Dataset content
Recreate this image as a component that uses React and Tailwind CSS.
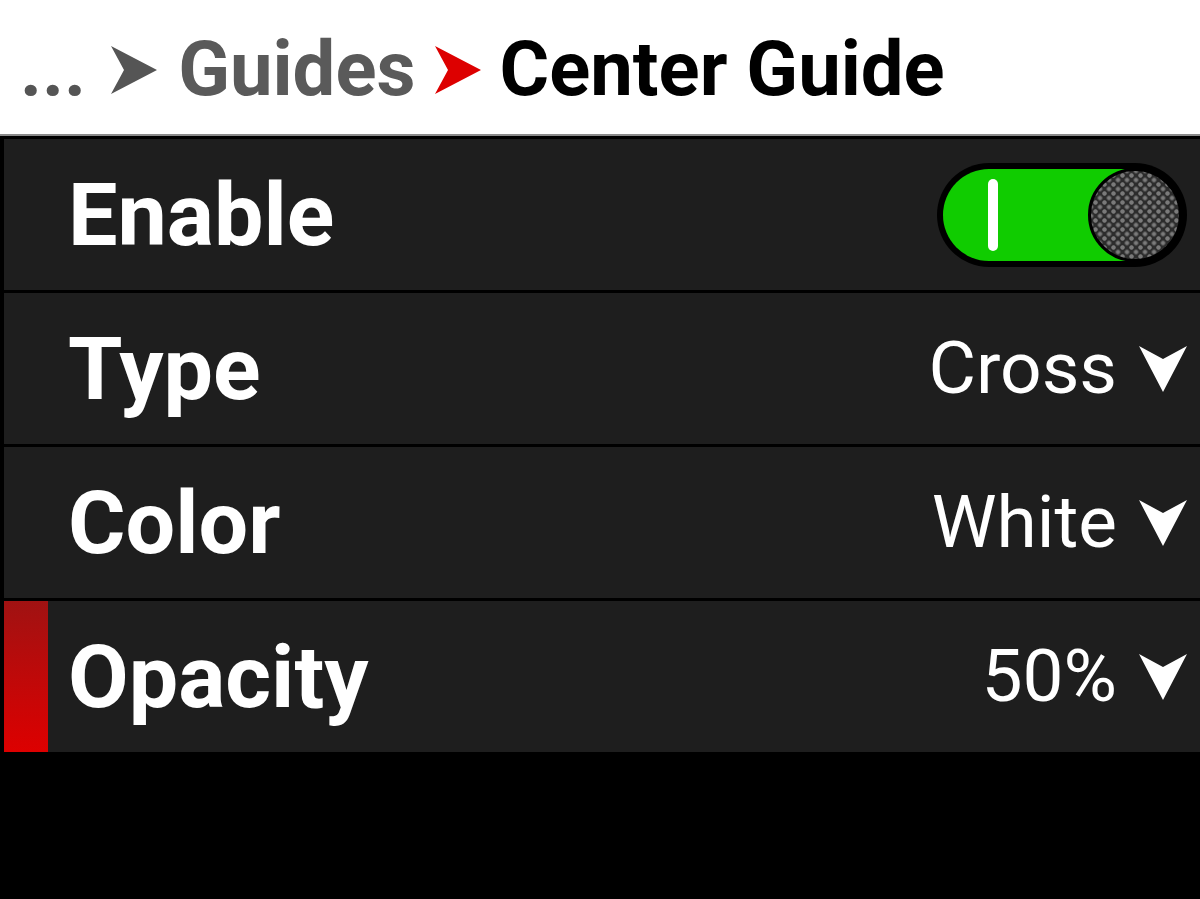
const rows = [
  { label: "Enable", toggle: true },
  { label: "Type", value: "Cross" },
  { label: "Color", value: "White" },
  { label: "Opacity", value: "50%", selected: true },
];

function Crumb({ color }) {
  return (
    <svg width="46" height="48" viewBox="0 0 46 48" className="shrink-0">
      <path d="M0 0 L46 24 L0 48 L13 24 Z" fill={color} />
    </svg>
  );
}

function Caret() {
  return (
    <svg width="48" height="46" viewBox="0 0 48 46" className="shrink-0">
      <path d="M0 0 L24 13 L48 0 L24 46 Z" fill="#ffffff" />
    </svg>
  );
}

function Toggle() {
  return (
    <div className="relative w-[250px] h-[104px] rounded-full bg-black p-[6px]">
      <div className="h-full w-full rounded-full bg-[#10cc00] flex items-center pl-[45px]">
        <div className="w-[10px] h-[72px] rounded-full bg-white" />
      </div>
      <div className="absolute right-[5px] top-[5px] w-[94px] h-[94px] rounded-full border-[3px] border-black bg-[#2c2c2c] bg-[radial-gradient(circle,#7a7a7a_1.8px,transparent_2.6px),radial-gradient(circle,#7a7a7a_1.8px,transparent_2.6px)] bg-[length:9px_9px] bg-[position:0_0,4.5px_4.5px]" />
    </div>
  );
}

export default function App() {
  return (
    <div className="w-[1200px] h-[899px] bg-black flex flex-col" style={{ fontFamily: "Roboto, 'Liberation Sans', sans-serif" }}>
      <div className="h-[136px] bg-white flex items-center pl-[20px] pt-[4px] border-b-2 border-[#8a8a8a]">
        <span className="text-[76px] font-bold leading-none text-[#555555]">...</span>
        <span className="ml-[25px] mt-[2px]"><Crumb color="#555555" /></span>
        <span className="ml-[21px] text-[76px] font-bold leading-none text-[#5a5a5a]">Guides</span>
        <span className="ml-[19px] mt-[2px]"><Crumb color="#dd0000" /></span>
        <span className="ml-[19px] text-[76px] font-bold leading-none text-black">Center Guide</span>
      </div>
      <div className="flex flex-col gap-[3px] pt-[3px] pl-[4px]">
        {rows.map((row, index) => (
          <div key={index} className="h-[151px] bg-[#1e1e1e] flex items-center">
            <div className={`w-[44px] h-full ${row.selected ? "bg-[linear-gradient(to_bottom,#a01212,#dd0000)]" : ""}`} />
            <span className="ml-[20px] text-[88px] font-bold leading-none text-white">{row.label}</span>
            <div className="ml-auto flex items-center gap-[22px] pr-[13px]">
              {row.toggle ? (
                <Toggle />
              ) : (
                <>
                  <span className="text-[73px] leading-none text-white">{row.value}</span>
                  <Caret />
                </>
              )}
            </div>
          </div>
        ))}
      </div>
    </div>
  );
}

Goal
Omit every picture, then reproduce the rest of the listing exactly.

Response to this task
Recreate this image as a component that uses React and Tailwind CSS.
const rows = [
  { label: "Enable", toggle: true },
  { label: "Type", value: "Cross" },
  { label: "Color", value: "White" },
  { label: "Opacity", value: "50%", selected: true },
];

function Crumb({ color }) {
  return (
    <svg width="46" height="48" viewBox="0 0 46 48" className="shrink-0">
      <path d="M0 0 L46 24 L0 48 L13 24 Z" fill={color} />
    </svg>
  );
}

function Caret() {
  return (
    <svg width="48" height="46" viewBox="0 0 48 46" className="shrink-0">
      <path d="M0 0 L24 13 L48 0 L24 46 Z" fill="#ffffff" />
    </svg>
  );
}

function Toggle() {
  return (
    <div className="relative w-[250px] h-[104px] rounded-full bg-black p-[6px]">
      <div className="h-full w-full rounded-full bg-[#10cc00] flex items-center pl-[45px]">
        <div className="w-[10px] h-[72px] rounded-full bg-white" />
      </div>
      <div className="absolute right-[5px] top-[5px] w-[94px] h-[94px] rounded-full border-[3px] border-black bg-[#2c2c2c] bg-[radial-gradient(circle,#7a7a7a_1.8px,transparent_2.6px),radial-gradient(circle,#7a7a7a_1.8px,transparent_2.6px)] bg-[length:9px_9px] bg-[position:0_0,4.5px_4.5px]" />
    </div>
  );
}

export default function App() {
  return (
    <div className="w-[1200px] h-[899px] bg-black flex flex-col" style={{ fontFamily: "Roboto, 'Liberation Sans', sans-serif" }}>
      <div className="h-[136px] bg-white flex items-center pl-[20px] pt-[4px] border-b-2 border-[#8a8a8a]">
        <span className="text-[76px] font-bold leading-none text-[#555555]">...</span>
        <span className="ml-[25px] mt-[2px]"><Crumb color="#555555" /></span>
        <span className="ml-[21px] text-[76px] font-bold leading-none text-[#5a5a5a]">Guides</span>
        <span className="ml-[19px] mt-[2px]"><Crumb color="#dd0000" /></span>
        <span className="ml-[19px] text-[76px] font-bold leading-none text-black">Center Guide</span>
      </div>
      <div className="flex flex-col gap-[3px] pt-[3px] pl-[4px]">
        {rows.map((row, index) => (
          <div key={index} className="h-[151px] bg-[#1e1e1e] flex items-center">
            <div className={`w-[44px] h-full ${row.selected ? "bg-[linear-gradient(to_bottom,#a01212,#dd0000)]" : ""}`} />
            <span className="ml-[20px] text-[88px] font-bold leading-none text-white">{row.label}</span>
            <div className="ml-auto flex items-center gap-[22px] pr-[13px]">
              {row.toggle ? (
                <Toggle />
              ) : (
                <>
                  <span className="text-[73px] leading-none text-white">{row.value}</span>
                  <Caret />
                </>
              )}
            </div>
          </div>
        ))}
      </div>
    </div>
  );
}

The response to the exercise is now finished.